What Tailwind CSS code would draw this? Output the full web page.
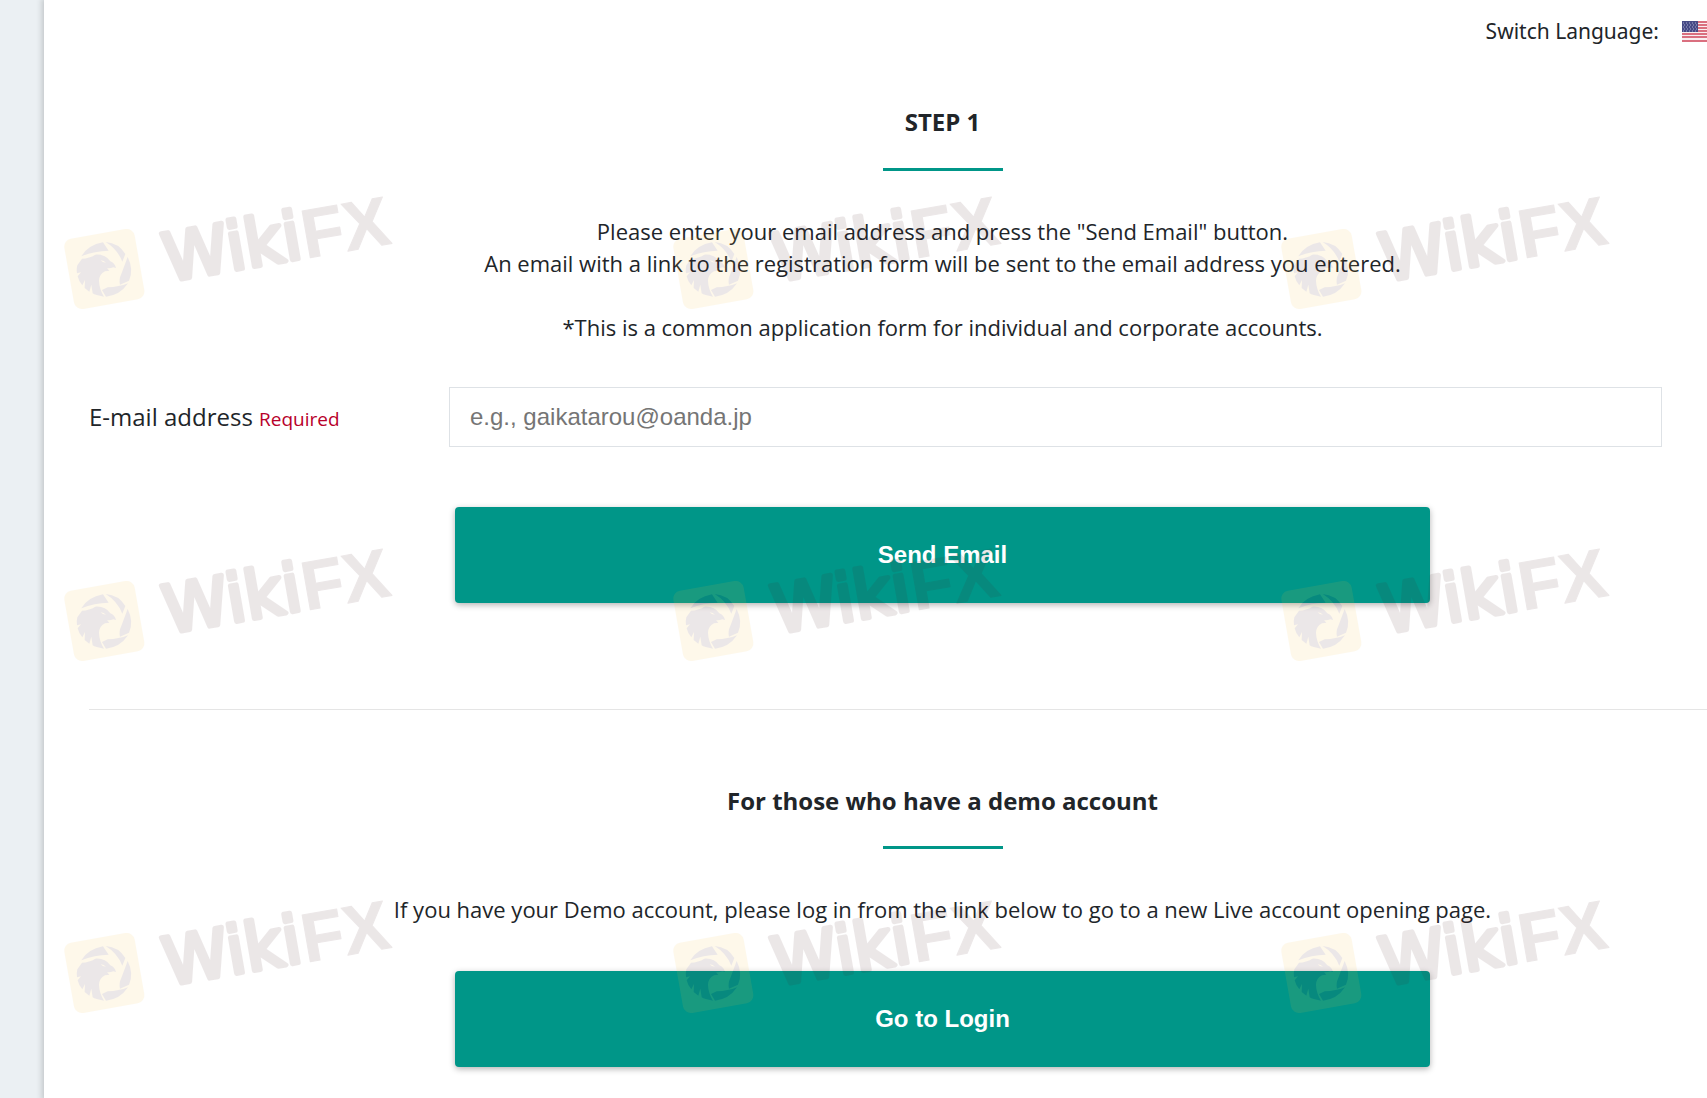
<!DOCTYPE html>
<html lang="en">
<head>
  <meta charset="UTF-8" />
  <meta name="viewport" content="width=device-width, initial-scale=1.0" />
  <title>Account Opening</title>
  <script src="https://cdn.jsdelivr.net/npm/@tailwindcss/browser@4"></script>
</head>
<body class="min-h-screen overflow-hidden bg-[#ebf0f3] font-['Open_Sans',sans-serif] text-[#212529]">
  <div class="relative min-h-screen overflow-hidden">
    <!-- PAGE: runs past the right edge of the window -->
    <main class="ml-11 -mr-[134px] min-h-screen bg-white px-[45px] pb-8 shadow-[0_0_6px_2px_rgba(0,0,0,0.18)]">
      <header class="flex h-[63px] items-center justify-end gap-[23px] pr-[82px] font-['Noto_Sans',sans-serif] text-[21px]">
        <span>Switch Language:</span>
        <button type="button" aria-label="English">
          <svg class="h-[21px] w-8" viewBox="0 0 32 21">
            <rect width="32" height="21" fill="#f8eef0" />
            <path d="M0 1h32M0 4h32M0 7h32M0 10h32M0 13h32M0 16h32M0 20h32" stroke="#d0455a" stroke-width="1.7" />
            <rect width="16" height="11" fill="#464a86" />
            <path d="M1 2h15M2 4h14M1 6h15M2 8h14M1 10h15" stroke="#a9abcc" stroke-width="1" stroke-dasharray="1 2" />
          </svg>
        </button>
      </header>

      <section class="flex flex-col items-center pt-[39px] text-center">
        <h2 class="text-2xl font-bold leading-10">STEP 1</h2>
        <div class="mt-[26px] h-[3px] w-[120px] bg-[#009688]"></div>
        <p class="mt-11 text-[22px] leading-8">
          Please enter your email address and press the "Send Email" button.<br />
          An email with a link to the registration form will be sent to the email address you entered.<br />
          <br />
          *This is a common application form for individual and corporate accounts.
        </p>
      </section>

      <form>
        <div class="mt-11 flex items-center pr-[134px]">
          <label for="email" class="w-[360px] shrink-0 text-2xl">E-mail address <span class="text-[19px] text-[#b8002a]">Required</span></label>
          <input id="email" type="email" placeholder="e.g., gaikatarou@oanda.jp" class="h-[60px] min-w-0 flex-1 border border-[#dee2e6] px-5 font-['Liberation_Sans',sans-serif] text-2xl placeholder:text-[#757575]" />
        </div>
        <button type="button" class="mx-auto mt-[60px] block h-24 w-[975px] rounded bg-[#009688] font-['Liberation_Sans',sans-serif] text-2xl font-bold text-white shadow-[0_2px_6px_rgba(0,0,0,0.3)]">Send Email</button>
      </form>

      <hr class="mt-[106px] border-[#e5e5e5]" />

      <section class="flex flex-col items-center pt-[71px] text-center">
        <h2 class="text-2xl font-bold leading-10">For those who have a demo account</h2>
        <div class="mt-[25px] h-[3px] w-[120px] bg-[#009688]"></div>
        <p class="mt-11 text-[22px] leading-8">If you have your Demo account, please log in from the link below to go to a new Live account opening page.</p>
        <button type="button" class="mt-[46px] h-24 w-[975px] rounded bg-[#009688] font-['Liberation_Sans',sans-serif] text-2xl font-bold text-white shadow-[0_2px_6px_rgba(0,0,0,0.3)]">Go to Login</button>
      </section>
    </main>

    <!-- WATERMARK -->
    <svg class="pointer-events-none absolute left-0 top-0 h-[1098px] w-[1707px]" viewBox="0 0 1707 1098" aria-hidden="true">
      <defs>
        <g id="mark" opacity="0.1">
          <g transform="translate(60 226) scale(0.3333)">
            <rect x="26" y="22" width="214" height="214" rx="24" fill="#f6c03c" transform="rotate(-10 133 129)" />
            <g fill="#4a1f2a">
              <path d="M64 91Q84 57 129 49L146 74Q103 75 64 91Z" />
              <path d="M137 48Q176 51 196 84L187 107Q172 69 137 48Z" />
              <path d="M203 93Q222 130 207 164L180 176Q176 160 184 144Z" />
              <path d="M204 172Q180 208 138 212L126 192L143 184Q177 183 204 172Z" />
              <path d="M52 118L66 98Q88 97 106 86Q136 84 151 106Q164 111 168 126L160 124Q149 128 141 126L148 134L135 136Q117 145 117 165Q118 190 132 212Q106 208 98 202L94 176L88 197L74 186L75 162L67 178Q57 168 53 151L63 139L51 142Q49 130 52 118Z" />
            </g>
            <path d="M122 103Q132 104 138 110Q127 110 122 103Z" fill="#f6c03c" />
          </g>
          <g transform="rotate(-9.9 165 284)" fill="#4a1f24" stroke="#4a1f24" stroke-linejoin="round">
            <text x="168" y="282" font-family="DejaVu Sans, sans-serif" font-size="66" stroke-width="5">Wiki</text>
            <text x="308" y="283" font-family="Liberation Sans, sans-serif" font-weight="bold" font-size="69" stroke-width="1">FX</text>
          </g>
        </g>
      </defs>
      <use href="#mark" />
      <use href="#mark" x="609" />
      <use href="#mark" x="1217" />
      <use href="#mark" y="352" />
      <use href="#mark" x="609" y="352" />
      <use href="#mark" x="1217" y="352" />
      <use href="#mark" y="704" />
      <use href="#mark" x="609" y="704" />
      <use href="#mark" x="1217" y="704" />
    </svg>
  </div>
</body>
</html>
● ● ● ●
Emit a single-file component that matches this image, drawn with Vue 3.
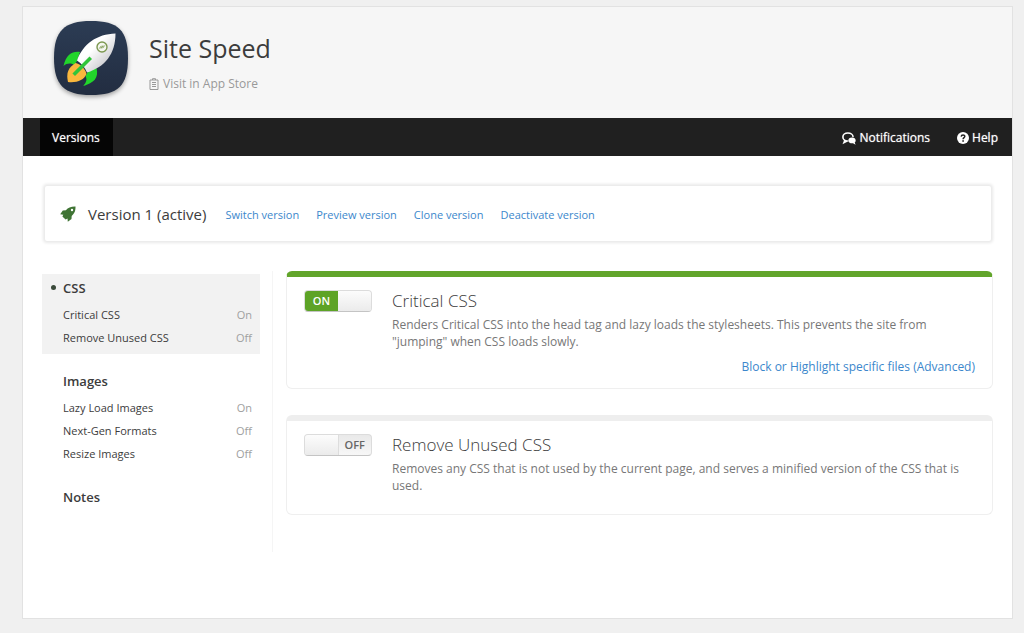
● ● ● ●
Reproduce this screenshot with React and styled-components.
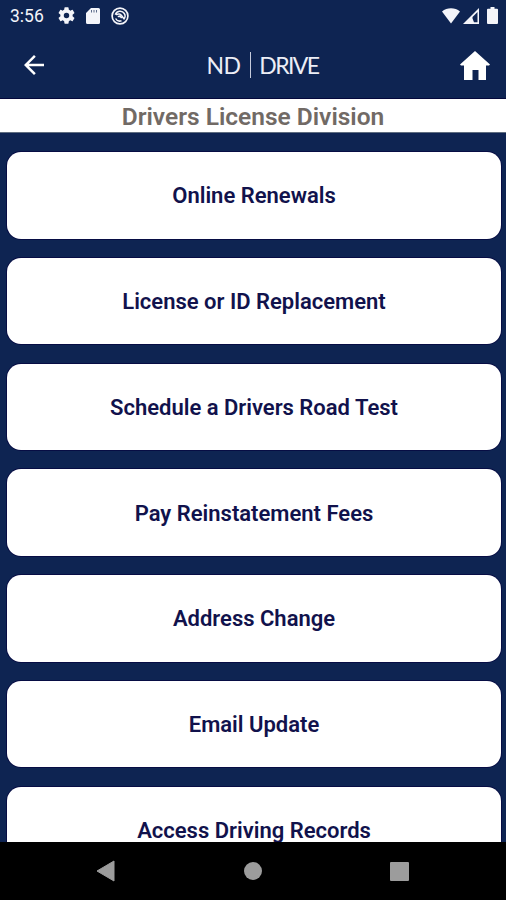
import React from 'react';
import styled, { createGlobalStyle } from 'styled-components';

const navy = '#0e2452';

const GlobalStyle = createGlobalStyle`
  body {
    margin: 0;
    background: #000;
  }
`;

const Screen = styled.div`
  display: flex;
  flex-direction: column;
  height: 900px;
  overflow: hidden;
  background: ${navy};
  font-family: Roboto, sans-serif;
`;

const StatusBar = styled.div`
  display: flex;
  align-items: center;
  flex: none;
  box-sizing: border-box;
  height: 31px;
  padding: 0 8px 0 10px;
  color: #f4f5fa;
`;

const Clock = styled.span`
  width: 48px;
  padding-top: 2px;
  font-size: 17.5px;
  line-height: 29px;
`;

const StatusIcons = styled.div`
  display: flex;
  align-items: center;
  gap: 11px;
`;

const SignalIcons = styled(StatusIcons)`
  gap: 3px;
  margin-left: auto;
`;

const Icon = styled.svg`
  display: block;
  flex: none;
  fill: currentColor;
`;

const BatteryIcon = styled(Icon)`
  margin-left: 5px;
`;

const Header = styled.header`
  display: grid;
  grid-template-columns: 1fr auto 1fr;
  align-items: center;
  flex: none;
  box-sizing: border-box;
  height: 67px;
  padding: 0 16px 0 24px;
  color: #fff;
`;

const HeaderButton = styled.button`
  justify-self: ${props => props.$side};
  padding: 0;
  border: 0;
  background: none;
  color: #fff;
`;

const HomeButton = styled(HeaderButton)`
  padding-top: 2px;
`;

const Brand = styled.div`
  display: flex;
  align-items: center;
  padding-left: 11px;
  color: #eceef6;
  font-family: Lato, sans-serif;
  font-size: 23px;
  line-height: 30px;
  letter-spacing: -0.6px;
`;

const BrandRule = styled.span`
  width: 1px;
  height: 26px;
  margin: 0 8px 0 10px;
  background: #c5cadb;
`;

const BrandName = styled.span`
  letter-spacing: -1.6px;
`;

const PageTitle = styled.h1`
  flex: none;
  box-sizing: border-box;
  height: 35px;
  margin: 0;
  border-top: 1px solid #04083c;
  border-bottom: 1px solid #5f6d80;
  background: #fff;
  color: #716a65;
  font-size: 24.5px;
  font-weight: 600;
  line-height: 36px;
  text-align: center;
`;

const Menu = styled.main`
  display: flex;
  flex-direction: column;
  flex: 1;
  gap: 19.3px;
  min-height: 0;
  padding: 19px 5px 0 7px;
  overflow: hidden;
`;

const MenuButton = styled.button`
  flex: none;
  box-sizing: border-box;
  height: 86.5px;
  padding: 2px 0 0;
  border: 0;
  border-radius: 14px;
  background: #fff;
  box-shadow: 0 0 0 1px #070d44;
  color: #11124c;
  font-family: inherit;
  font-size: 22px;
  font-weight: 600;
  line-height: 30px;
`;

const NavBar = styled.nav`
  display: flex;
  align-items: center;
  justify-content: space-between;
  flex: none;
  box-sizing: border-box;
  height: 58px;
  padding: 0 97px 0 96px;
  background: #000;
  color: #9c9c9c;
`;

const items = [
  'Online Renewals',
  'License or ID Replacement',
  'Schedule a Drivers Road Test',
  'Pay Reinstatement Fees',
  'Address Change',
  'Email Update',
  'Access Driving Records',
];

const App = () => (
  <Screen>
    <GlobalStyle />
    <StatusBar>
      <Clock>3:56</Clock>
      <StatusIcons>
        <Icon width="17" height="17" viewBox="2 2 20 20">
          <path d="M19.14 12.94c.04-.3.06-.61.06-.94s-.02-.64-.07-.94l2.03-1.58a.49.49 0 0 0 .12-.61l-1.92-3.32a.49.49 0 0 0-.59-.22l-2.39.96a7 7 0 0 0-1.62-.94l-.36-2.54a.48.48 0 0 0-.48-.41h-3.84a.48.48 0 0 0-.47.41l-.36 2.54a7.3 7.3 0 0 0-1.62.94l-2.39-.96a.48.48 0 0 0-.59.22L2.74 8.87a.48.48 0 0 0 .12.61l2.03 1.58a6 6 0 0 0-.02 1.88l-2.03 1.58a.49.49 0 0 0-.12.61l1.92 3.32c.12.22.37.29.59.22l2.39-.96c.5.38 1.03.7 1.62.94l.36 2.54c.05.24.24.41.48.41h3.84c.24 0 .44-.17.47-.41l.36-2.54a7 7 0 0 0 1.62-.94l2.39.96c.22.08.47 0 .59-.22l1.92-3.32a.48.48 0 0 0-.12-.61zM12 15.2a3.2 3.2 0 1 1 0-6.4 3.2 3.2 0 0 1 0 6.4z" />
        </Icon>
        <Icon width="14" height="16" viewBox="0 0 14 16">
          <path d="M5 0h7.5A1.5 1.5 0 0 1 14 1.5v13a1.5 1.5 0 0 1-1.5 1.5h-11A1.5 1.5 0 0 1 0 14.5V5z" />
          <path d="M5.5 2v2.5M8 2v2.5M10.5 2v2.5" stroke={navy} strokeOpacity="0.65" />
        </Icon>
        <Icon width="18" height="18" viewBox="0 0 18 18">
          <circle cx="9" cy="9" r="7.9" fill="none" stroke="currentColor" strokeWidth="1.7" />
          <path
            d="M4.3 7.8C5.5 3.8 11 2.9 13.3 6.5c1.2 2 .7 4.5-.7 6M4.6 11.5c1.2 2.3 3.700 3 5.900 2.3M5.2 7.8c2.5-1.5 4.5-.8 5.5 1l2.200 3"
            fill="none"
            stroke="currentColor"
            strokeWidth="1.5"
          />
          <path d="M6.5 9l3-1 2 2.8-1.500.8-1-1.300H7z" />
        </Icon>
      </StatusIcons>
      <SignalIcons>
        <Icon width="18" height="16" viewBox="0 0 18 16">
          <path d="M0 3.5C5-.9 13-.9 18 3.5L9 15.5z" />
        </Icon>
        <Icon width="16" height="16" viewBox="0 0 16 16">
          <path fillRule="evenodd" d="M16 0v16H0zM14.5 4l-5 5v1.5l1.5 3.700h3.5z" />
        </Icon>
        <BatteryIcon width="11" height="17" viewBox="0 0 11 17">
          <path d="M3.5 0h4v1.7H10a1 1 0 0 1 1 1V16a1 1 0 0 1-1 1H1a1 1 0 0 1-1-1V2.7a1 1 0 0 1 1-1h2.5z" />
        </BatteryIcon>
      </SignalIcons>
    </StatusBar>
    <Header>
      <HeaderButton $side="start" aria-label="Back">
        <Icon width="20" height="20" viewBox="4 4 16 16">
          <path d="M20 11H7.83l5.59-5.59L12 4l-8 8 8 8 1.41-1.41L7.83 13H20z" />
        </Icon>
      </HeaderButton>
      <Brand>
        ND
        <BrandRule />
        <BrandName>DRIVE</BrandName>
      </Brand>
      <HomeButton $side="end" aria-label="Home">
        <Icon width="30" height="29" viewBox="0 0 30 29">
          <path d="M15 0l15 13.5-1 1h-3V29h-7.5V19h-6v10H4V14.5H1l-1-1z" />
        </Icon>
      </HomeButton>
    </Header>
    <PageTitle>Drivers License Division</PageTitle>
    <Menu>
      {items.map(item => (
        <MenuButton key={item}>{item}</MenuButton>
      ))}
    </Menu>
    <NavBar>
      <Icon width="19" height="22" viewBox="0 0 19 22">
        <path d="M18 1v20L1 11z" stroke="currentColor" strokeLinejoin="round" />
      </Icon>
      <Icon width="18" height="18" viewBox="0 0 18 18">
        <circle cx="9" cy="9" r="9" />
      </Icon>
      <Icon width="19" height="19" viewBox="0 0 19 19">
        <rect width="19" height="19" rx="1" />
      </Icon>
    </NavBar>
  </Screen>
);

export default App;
● ● ● ●
- [AIM OF THE TASK] Repeat only the lines from the one holding "Reproduce this screenshot" to the one holding "const navy = '#0e2452';", both ends included, and drop the images.

- [RESPONSE TO THE EXERCISE]
Reproduce this screenshot with React and styled-components.
import React from 'react';
import styled, { createGlobalStyle } from 'styled-components';

const navy = '#0e2452';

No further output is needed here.